The sweet spot for PE investment, Jain adds, lies in companies working on global AI transformation projects and B2B software businesses “with deep vertical and domain expertise that will leverage AI to deliver greater customer value through automation and reimagining business workflows.”
Narayan reinforces the global potential. “We see opportunities for Indian tech services firms to help drive this shift globally by enabling enterprises to adopt AI. Software and AI firms in India are innovating to help global businesses drive efficiencies and expand market offerings.”
Big players
India is home to some of the IT giants, including Infosys, with a market cap of $77.6 billion; Tata Consultancy Services at $143.4 billion; and Wipro at $32.1 billion, as of the end of this week.
Given that AI is now embedded in every business, no private equity investment can afford to ignore its impact, whether as a risk to traditional models or as an opportunity for disruption, Samara’s Gupta said.
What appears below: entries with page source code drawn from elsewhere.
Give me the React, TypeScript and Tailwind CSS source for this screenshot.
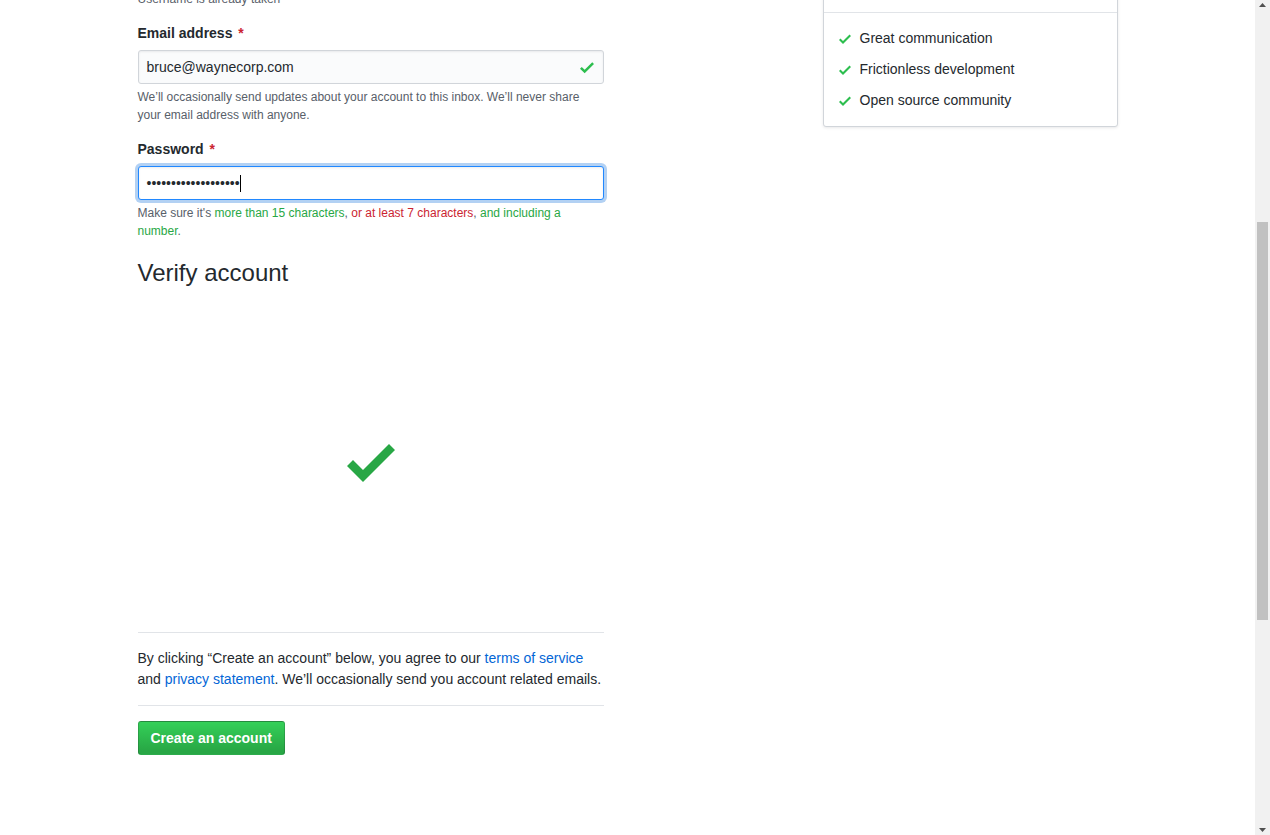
import type { ReactNode } from "react";

const CHECK = "M12 5l-8 8-4-4 1.5-1.5L4 10l6.5-6.5L12 5z";

function Check({ className }: { className?: string }) {
  return (
    <svg viewBox="0 0 12 16" className={className} fill="currentColor" aria-hidden>
      <path d={CHECK} />
    </svg>
  );
}

function Label({ children }: { children: ReactNode }) {
  return (
    <label className="block text-[14px] font-bold leading-[21px] text-[#24292e]">
      {children} <span className="ml-[2px] text-[#cb2431]">*</span>
    </label>
  );
}

const PERKS = ["Great communication", "Frictionless development", "Open source community"];

function Scrollbar() {
  return (
    <div className="flex h-full w-[15px] shrink-0 flex-col bg-[#f1f1f1]">
      <div className="flex h-[15px] items-center justify-center">
        <svg width="9" height="6" viewBox="0 0 9 6" className="-mt-[6px]">
          <polygon points="1,5 8,5 4.5,1" fill="#505050" />
        </svg>
      </div>
      <div className="flex-1">
        <div className="mx-[2px] mt-[207px] h-[398px] bg-[#c1c1c1]" />
      </div>
      <div className="flex h-[15px] items-center justify-center">
        <svg width="9" height="6" viewBox="0 0 9 6" className="mt-[4px]">
          <polygon points="1,1 8,1 4.5,5" fill="#505050" />
        </svg>
      </div>
    </div>
  );
}

export default function App() {
  return (
    <div className="flex h-[835px] w-full overflow-hidden bg-white font-['Liberation_Sans',Arial,sans-serif] text-[#24292e]">
      <div className="flex-1">
        <div className="mx-auto flex w-[980px] justify-between">
          {/* form column */}
          <div className="-mt-[10px] w-[466px]">
            <p className="text-[12px] leading-[18px] text-[#586069]">Username is already taken</p>

            <div className="mt-[15px]">
              <Label>Email address</Label>
              <div className="mt-[6px] flex h-[34px] items-center justify-between rounded-[3px] border border-[#d1d5da] bg-[#fafbfc] pl-[8px] pr-[9px] text-[14px] shadow-[inset_0_1px_2px_rgba(27,31,35,0.075)]">
                <span>bruce@waynecorp.com</span>
                <Check className="h-[19px] w-[14px] text-[#2cbe4e]" />
              </div>
              <p className="mt-[4px] text-[12px] leading-[18px] text-[#586069]">
                We’ll occasionally send updates about your account to this inbox. We’ll never share your email address
                with anyone.
              </p>
            </div>

            <div className="mt-[15px]">
              <Label>Password</Label>
              <div className="mt-[6px] flex h-[34px] items-center rounded-[3px] border border-[#2188ff] bg-white pl-[8px] text-[14px] shadow-[inset_0_1px_2px_rgba(27,31,35,0.075),0_0_0_3px_rgba(3,102,214,0.3)]">
                <span>•••••••••••••••••••</span>
                <span className="h-[17px] w-px bg-black" />
              </div>
              <p className="mt-[4px] text-[12px] leading-[18px] text-[#586069]">
                Make sure it's <span className="text-[#28a745]">more than 15 characters</span>,{" "}
                <span className="text-[#cb2431]">or at least 7 characters</span>,{" "}
                <span className="text-[#28a745]">and including a number</span>.
              </p>
            </div>

            <h2 className="mt-[18px] text-[24px] font-normal leading-[30px]">Verify account</h2>

            <div className="flex h-[344px] items-center justify-center pt-[3px]">
              <Check className="h-[64px] w-[48px] text-[#28a745]" />
            </div>

            <div className="border-t border-[#e1e4e8] py-[15px] text-[14px] leading-[21px]">
              By clicking “Create an account” below, you agree to our{" "}
              <a href="#" className="text-[#0366d6]">terms of service</a> and{" "}
              <a href="#" className="text-[#0366d6]">privacy statement</a>. We’ll occasionally send you account related
              emails.
            </div>

            <div className="border-t border-[#e1e4e8] pt-[15px]">
              <button className="h-[34px] rounded-[3px] border border-[rgba(27,31,35,0.2)] bg-[linear-gradient(-180deg,#34d058_0%,#28a745_90%)] px-[12px] text-[14px] font-bold text-white">
                Create an account
              </button>
            </div>
          </div>

          {/* perks card */}
          <div className="-mt-[49px] w-[295px]">
            <div className="rounded-[3px] border border-[#d1d5da] bg-white shadow-[0_1px_3px_rgba(27,31,35,0.1)]">
              <div className="h-[61px] border-b border-[#e1e4e8] px-[15px] pt-[14px] text-[16px] font-bold leading-[21px]">
                You’ll love GitHub
              </div>
              <ul className="flex flex-col gap-[10px] px-[15px] py-[15px] text-[14px] leading-[21px]">
                {PERKS.map((p) => (
                  <li key={p} className="flex items-center gap-[9px]">
                    <Check className="h-[16px] w-[12px] text-[#2cbe4e]" />
                    {p}
                  </li>
                ))}
              </ul>
            </div>
          </div>
        </div>
      </div>
      <Scrollbar />
    </div>
  );
}
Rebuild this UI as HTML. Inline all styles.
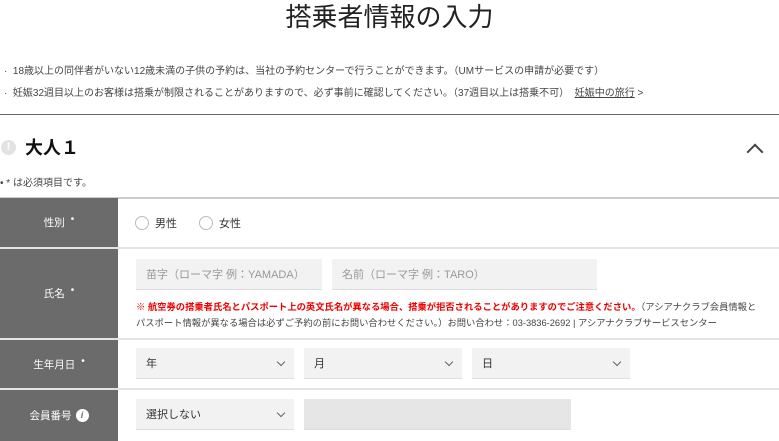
<!DOCTYPE html>
<html><head><meta charset="utf-8"><style>
*{margin:0;padding:0;box-sizing:border-box}
body{width:779px;height:441px;overflow:hidden;background:#fff;font-family:"Liberation Sans","Noto Sans CJK JP",sans-serif;color:#333;position:relative}
.a{position:absolute;white-space:nowrap}
h1{position:absolute;left:0;width:779px;top:-3px;text-align:center;font-weight:normal;font-size:26px;color:#222}
.s{font-size:10px;color:#444}
.lab{position:absolute;left:0;width:118px;background:#6b6b6b;color:#fff;font-size:10.5px;display:flex;align-items:center;justify-content:center}
.lab sup{font-size:10px;margin-left:6px;position:relative;top:-3px}
.hr{position:absolute;left:0;width:779px;height:2px;background:#e4e4e4}
.in{position:absolute;background:#f2f2f2;border-bottom:1px solid #ddd;font-size:11px;color:#999;padding-left:10px;display:flex;align-items:center;height:31px}
.sel{color:#333}
.chev{position:absolute;right:10px;top:11px;width:6px;height:6px;border-right:1.3px solid #666;border-bottom:1.3px solid #666;transform:rotate(45deg)}
.rad{position:absolute;width:14px;height:14px;border:1px solid #bbb;border-radius:50%}
</style></head><body>
<h1>搭乗者情報の入力</h1>
<div class="a s" style="left:4px;top:62px">·&nbsp; 18歳以上の同伴者がいない12歳未満の子供の予約は、当社の予約センターで行うことができます。（UMサービスの申請が必要です）</div>
<div class="a s" style="left:4px;top:84px">·&nbsp; 妊娠32週目以上のお客様は搭乗が制限されることがありますので、必ず事前に確認してください。（37週目以上は搭乗不可） &nbsp;<span style="text-decoration:underline">妊娠中の旅行</span> &gt;</div>
<div class="a" style="left:0;top:114px;width:779px;height:1px;background:#666"></div>
<div class="a" style="left:1px;top:140px;width:15px;height:15px;border-radius:50%;background:#e2e2e2;color:#fff;font-size:11px;font-weight:bold;text-align:center;line-height:15px">!</div>
<div class="a" style="left:25px;top:134px;font-size:18px;font-weight:bold;color:#111">大人１</div>
<div class="a" style="left:749px;top:146px;width:12px;height:12px;border-left:2px solid #444;border-top:2px solid #444;transform:rotate(45deg)"></div>
<div class="a s" style="left:0;top:174px">• * は必須項目です。</div>
<div class="hr" style="top:197px;background:#ccc"></div>
<div class="lab" style="top:198px;height:49px">性別<sup>•</sup></div>
<div class="rad" style="left:135px;top:216px"></div><div class="a" style="left:155px;top:215px;font-size:11px">男性</div>
<div class="rad" style="left:199px;top:216px"></div><div class="a" style="left:219px;top:215px;font-size:11px">女性</div>
<div class="hr" style="top:247px"></div>
<div class="lab" style="top:249px;height:89px">氏名<sup>•</sup></div>
<div class="in" style="left:136px;top:259px;width:186px">苗字（ローマ字 例：YAMADA）</div>
<div class="in" style="left:332px;top:259px;width:265px">名前（ローマ字 例：TARO）</div>
<div class="a" style="left:136px;top:299px;font-size:9.3px;color:#444"><span style="color:#e00;font-weight:bold">※ 航空券の搭乗者氏名とパスポート上の英文氏名が異なる場合、搭乗が拒否されることがありますのでご注意ください。</span>（アシアナクラブ会員情報と</div>
<div class="a" style="left:136px;top:315px;font-size:9.3px;color:#444">パスポート情報が異なる場合は必ずご予約の前にお問い合わせください。）お問い合わせ：03-3836-2692 | アシアナクラブサービスセンター</div>
<div class="hr" style="top:338px"></div>
<div class="lab" style="top:340px;height:48px">生年月日<sup>•</sup></div>
<div class="in sel" style="left:136px;top:348px;width:158px">年<div class="chev"></div></div>
<div class="in sel" style="left:304px;top:348px;width:158px">月<div class="chev"></div></div>
<div class="in sel" style="left:472px;top:348px;width:158px">日<div class="chev"></div></div>
<div class="hr" style="top:388px"></div>
<div class="lab" style="top:390px;height:51px">会員番号 <span style="display:inline-block;width:13px;height:13px;border-radius:50%;background:#fff;color:#6b6b6b;font-size:9px;font-style:italic;font-weight:bold;text-align:center;line-height:13px;margin-left:4px">i</span></div>
<div class="in sel" style="left:136px;top:399px;width:158px">選択しない<div class="chev"></div></div>
<div class="in" style="left:304px;top:399px;width:267px;background:#e6e6e6"></div>
</body></html>
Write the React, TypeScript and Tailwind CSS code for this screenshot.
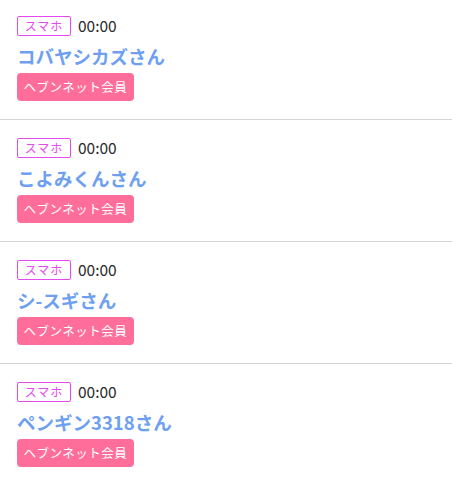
const users = ["コバヤシカズさん", "こよみくんさん", "シ-スギさん", "ペンギン3318さん"];

export default function App() {
  return (
    <div
      className="min-h-screen w-[452px] bg-white"
      style={{ fontFamily: '"Noto Sans CJK JP", "Noto Sans", sans-serif' }}
    >
      {users.map((name, i) => (
        <div
          key={name}
          className={`px-[17px] pb-[18px] border-b border-[#d4d4d4] ${i === 0 ? "pt-4" : "pt-[18px]"}`}
        >
          <div className="flex items-center h-5">
            <span className="h-5 w-[54px] flex items-center justify-center border border-[#e54af0] rounded-[2px] text-[12px] tracking-[1px] text-[#e54af0] leading-none">
              スマホ
            </span>
            <span className="ml-[7px] text-[15.5px] text-[#2a2a2a] leading-none">00:00</span>
          </div>
          <div className="mt-[7px] mb-[4px] leading-[26px] text-[18.5px] font-semibold text-[#6e9ff0]">
            {name}
          </div>
          <div className="flex w-[117px] items-center justify-center h-7 rounded-[4px] bg-[#ff6d9a] text-white text-[12.5px] tracking-[0.5px] leading-none">
            ヘブンネット会員
          </div>
        </div>
      ))}
    </div>
  );
}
While core AI innovation may still be US-led, Gupta sees India playing a growing role in “pioneering real-world applications and business models powered by AI.”
The most compelling PE opportunities will come from existing tech or tech-enabled businesses that are sharply pivoting to AI-led models, Gupta said. “These companies offer a ready base of customers, data and operational infrastructure on which scalable AI solutions can be built.”
India is going through a digital boom, with AI, enterprise tech and financial inclusion at its core. For PE investors, the opportunity isn’t just huge; it’s foundational to the future of India’s economic and technological trajectory.